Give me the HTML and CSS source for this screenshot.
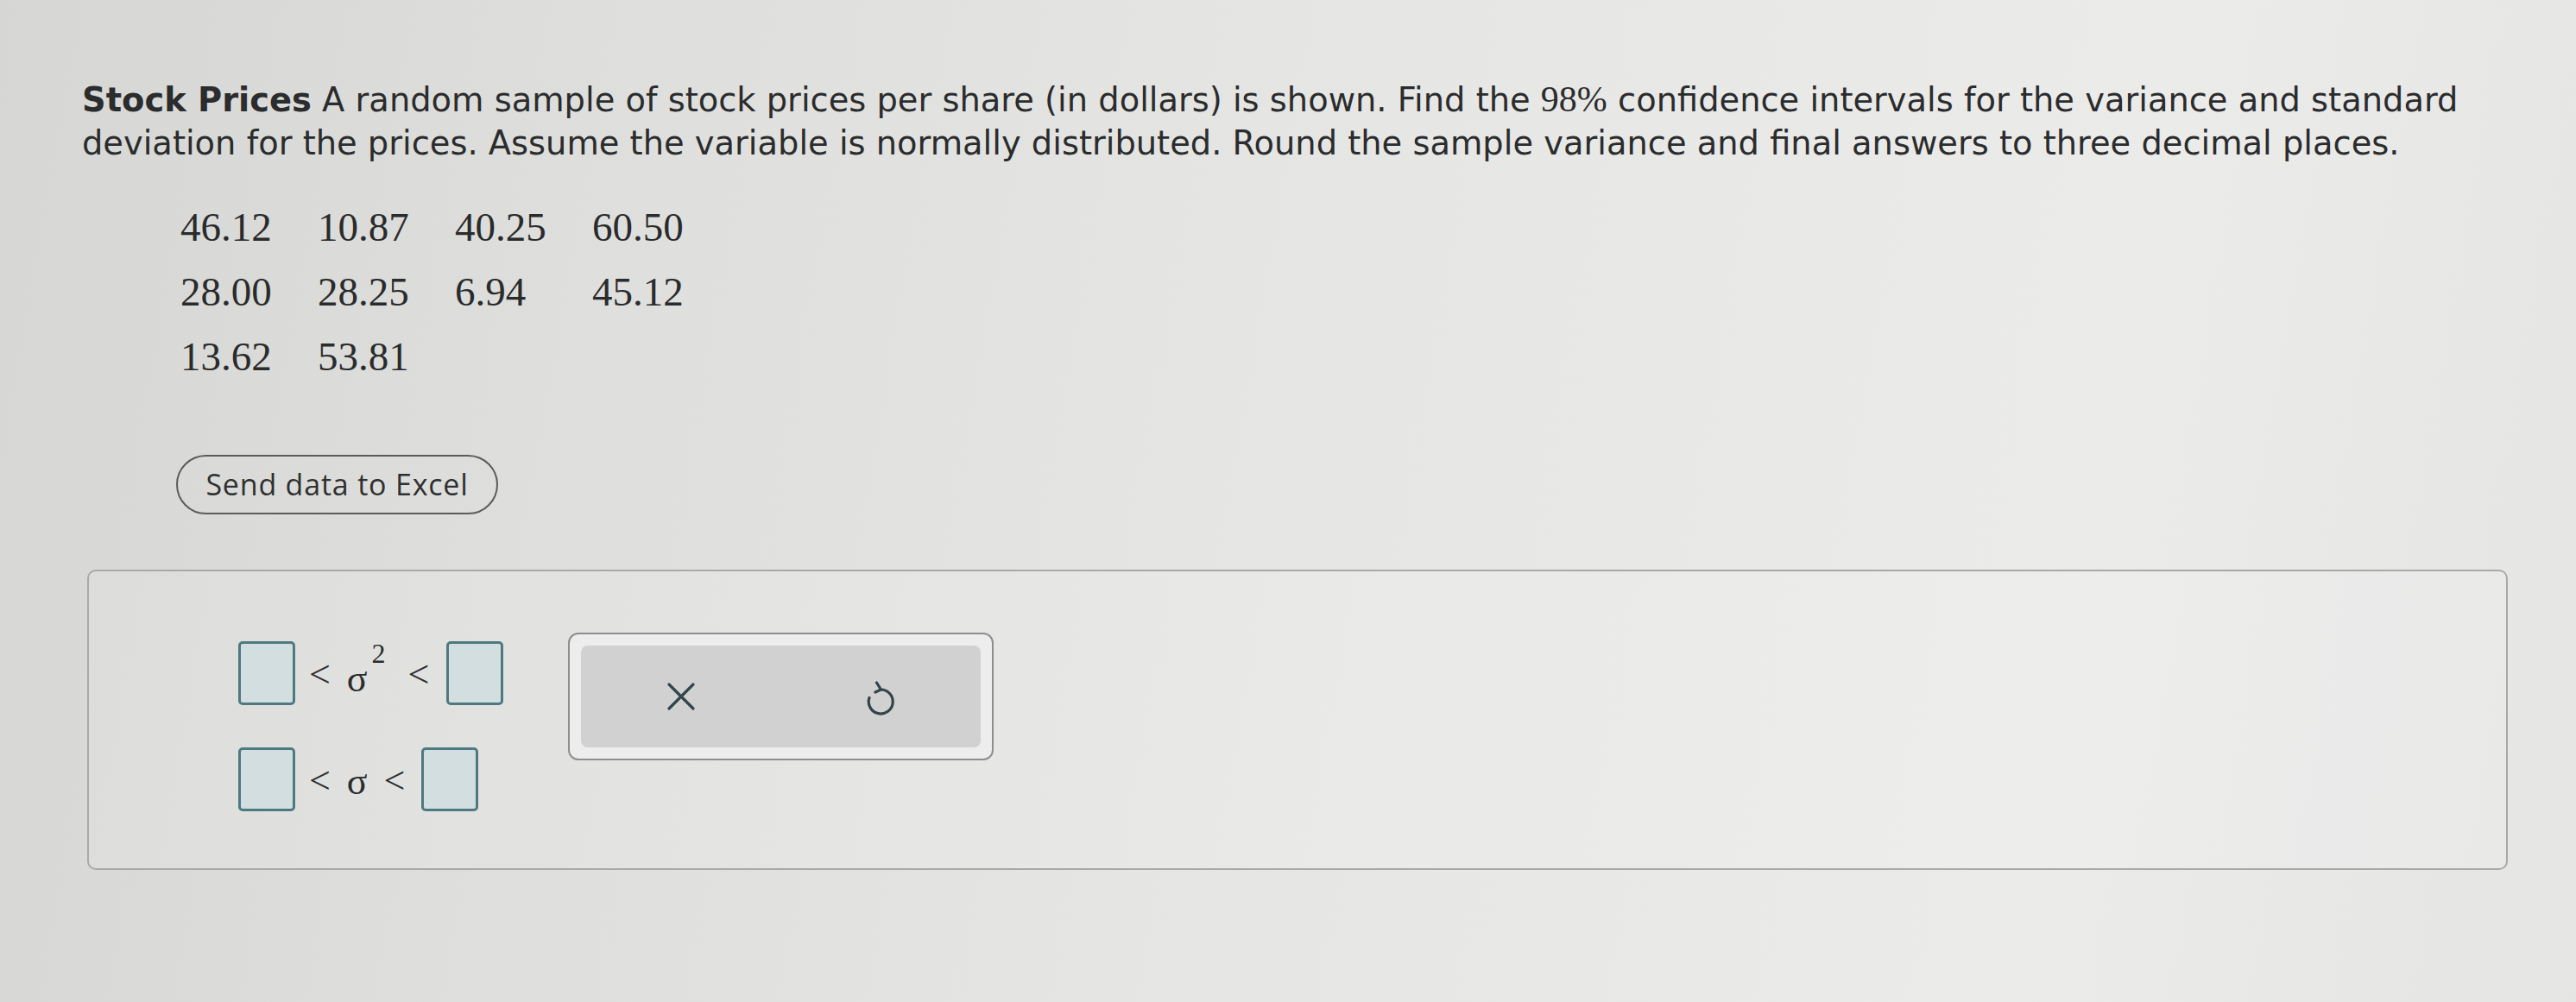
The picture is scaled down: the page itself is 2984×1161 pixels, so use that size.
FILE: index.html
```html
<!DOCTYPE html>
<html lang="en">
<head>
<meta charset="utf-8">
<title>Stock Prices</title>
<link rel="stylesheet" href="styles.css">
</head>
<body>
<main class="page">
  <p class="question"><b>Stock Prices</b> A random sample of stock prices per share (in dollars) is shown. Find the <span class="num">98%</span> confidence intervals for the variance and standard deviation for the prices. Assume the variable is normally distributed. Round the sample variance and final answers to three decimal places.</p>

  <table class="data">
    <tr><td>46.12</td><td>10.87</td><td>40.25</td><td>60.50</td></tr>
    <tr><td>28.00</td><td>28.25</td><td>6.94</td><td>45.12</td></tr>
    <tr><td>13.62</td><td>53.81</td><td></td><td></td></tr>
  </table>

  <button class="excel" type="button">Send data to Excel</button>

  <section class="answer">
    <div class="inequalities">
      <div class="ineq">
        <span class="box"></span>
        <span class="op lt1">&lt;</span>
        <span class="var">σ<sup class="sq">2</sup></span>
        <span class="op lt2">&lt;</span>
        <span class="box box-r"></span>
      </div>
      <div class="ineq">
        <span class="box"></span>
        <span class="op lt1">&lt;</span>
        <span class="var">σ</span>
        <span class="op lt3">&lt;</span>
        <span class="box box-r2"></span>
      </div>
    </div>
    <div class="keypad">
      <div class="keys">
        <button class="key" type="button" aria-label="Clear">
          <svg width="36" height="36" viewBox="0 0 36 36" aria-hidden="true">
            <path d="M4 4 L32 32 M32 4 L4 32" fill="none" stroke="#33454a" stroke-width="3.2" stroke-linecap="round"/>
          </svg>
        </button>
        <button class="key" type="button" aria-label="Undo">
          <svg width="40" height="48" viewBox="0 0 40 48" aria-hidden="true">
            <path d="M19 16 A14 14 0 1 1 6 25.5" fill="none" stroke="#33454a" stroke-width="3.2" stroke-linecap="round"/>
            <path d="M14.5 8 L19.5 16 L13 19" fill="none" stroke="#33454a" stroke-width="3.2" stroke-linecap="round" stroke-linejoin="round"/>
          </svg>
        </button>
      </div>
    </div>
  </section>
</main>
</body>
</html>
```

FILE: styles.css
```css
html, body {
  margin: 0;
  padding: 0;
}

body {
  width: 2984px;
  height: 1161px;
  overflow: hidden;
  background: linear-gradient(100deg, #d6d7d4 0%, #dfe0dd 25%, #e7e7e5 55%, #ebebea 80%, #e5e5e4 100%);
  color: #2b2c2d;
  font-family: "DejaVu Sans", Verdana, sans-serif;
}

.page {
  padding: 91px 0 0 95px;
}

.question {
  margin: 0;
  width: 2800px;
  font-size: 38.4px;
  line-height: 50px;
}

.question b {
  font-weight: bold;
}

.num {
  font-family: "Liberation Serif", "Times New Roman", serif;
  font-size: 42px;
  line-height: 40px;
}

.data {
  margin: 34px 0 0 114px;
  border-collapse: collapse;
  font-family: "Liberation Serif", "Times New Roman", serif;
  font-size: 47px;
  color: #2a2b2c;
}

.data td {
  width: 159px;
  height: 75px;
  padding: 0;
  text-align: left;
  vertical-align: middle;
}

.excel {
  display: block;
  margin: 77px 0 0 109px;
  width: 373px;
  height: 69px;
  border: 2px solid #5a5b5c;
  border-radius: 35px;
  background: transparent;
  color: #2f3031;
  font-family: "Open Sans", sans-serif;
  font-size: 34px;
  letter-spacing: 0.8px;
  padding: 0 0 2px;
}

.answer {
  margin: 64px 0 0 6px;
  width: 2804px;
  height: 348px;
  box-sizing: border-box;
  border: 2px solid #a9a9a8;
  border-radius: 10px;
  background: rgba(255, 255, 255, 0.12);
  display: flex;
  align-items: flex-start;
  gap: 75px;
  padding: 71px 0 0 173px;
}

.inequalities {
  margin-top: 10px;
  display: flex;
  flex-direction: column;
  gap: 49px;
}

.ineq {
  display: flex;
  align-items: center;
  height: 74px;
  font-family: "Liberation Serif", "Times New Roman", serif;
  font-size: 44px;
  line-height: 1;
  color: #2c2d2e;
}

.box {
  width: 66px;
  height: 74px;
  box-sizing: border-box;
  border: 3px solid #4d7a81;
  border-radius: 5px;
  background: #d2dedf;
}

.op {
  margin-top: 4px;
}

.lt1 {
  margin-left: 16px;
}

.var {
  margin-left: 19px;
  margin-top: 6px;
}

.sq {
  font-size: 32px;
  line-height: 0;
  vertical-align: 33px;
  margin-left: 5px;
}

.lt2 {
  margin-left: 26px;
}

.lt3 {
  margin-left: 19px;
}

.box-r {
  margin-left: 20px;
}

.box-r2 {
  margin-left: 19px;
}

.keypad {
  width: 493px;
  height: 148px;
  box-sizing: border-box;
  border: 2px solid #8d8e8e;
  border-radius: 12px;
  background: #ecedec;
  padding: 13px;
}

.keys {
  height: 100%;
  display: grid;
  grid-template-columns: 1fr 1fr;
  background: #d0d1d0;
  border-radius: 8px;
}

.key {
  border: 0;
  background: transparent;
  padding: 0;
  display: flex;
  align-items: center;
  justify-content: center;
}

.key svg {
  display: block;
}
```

TASK REQUIREMENTS: Return the full material word for word. Do not include the pictures.

ANSWER BELOW:
Give me the HTML and CSS source for this screenshot.
The picture is scaled down: the page itself is 2984×1161 pixels, so use that size.
FILE: index.html
```html
<!DOCTYPE html>
<html lang="en">
<head>
<meta charset="utf-8">
<title>Stock Prices</title>
<link rel="stylesheet" href="styles.css">
</head>
<body>
<main class="page">
  <p class="question"><b>Stock Prices</b> A random sample of stock prices per share (in dollars) is shown. Find the <span class="num">98%</span> confidence intervals for the variance and standard deviation for the prices. Assume the variable is normally distributed. Round the sample variance and final answers to three decimal places.</p>

  <table class="data">
    <tr><td>46.12</td><td>10.87</td><td>40.25</td><td>60.50</td></tr>
    <tr><td>28.00</td><td>28.25</td><td>6.94</td><td>45.12</td></tr>
    <tr><td>13.62</td><td>53.81</td><td></td><td></td></tr>
  </table>

  <button class="excel" type="button">Send data to Excel</button>

  <section class="answer">
    <div class="inequalities">
      <div class="ineq">
        <span class="box"></span>
        <span class="op lt1">&lt;</span>
        <span class="var">σ<sup class="sq">2</sup></span>
        <span class="op lt2">&lt;</span>
        <span class="box box-r"></span>
      </div>
      <div class="ineq">
        <span class="box"></span>
        <span class="op lt1">&lt;</span>
        <span class="var">σ</span>
        <span class="op lt3">&lt;</span>
        <span class="box box-r2"></span>
      </div>
    </div>
    <div class="keypad">
      <div class="keys">
        <button class="key" type="button" aria-label="Clear">
          <svg width="36" height="36" viewBox="0 0 36 36" aria-hidden="true">
            <path d="M4 4 L32 32 M32 4 L4 32" fill="none" stroke="#33454a" stroke-width="3.2" stroke-linecap="round"/>
          </svg>
        </button>
        <button class="key" type="button" aria-label="Undo">
          <svg width="40" height="48" viewBox="0 0 40 48" aria-hidden="true">
            <path d="M19 16 A14 14 0 1 1 6 25.5" fill="none" stroke="#33454a" stroke-width="3.2" stroke-linecap="round"/>
            <path d="M14.5 8 L19.5 16 L13 19" fill="none" stroke="#33454a" stroke-width="3.2" stroke-linecap="round" stroke-linejoin="round"/>
          </svg>
        </button>
      </div>
    </div>
  </section>
</main>
</body>
</html>
```

FILE: styles.css
```css
html, body {
  margin: 0;
  padding: 0;
}

body {
  width: 2984px;
  height: 1161px;
  overflow: hidden;
  background: linear-gradient(100deg, #d6d7d4 0%, #dfe0dd 25%, #e7e7e5 55%, #ebebea 80%, #e5e5e4 100%);
  color: #2b2c2d;
  font-family: "DejaVu Sans", Verdana, sans-serif;
}

.page {
  padding: 91px 0 0 95px;
}

.question {
  margin: 0;
  width: 2800px;
  font-size: 38.4px;
  line-height: 50px;
}

.question b {
  font-weight: bold;
}

.num {
  font-family: "Liberation Serif", "Times New Roman", serif;
  font-size: 42px;
  line-height: 40px;
}

.data {
  margin: 34px 0 0 114px;
  border-collapse: collapse;
  font-family: "Liberation Serif", "Times New Roman", serif;
  font-size: 47px;
  color: #2a2b2c;
}

.data td {
  width: 159px;
  height: 75px;
  padding: 0;
  text-align: left;
  vertical-align: middle;
}

.excel {
  display: block;
  margin: 77px 0 0 109px;
  width: 373px;
  height: 69px;
  border: 2px solid #5a5b5c;
  border-radius: 35px;
  background: transparent;
  color: #2f3031;
  font-family: "Open Sans", sans-serif;
  font-size: 34px;
  letter-spacing: 0.8px;
  padding: 0 0 2px;
}

.answer {
  margin: 64px 0 0 6px;
  width: 2804px;
  height: 348px;
  box-sizing: border-box;
  border: 2px solid #a9a9a8;
  border-radius: 10px;
  background: rgba(255, 255, 255, 0.12);
  display: flex;
  align-items: flex-start;
  gap: 75px;
  padding: 71px 0 0 173px;
}

.inequalities {
  margin-top: 10px;
  display: flex;
  flex-direction: column;
  gap: 49px;
}

.ineq {
  display: flex;
  align-items: center;
  height: 74px;
  font-family: "Liberation Serif", "Times New Roman", serif;
  font-size: 44px;
  line-height: 1;
  color: #2c2d2e;
}

.box {
  width: 66px;
  height: 74px;
  box-sizing: border-box;
  border: 3px solid #4d7a81;
  border-radius: 5px;
  background: #d2dedf;
}

.op {
  margin-top: 4px;
}

.lt1 {
  margin-left: 16px;
}

.var {
  margin-left: 19px;
  margin-top: 6px;
}

.sq {
  font-size: 32px;
  line-height: 0;
  vertical-align: 33px;
  margin-left: 5px;
}

.lt2 {
  margin-left: 26px;
}

.lt3 {
  margin-left: 19px;
}

.box-r {
  margin-left: 20px;
}

.box-r2 {
  margin-left: 19px;
}

.keypad {
  width: 493px;
  height: 148px;
  box-sizing: border-box;
  border: 2px solid #8d8e8e;
  border-radius: 12px;
  background: #ecedec;
  padding: 13px;
}

.keys {
  height: 100%;
  display: grid;
  grid-template-columns: 1fr 1fr;
  background: #d0d1d0;
  border-radius: 8px;
}

.key {
  border: 0;
  background: transparent;
  padding: 0;
  display: flex;
  align-items: center;
  justify-content: center;
}

.key svg {
  display: block;
}
```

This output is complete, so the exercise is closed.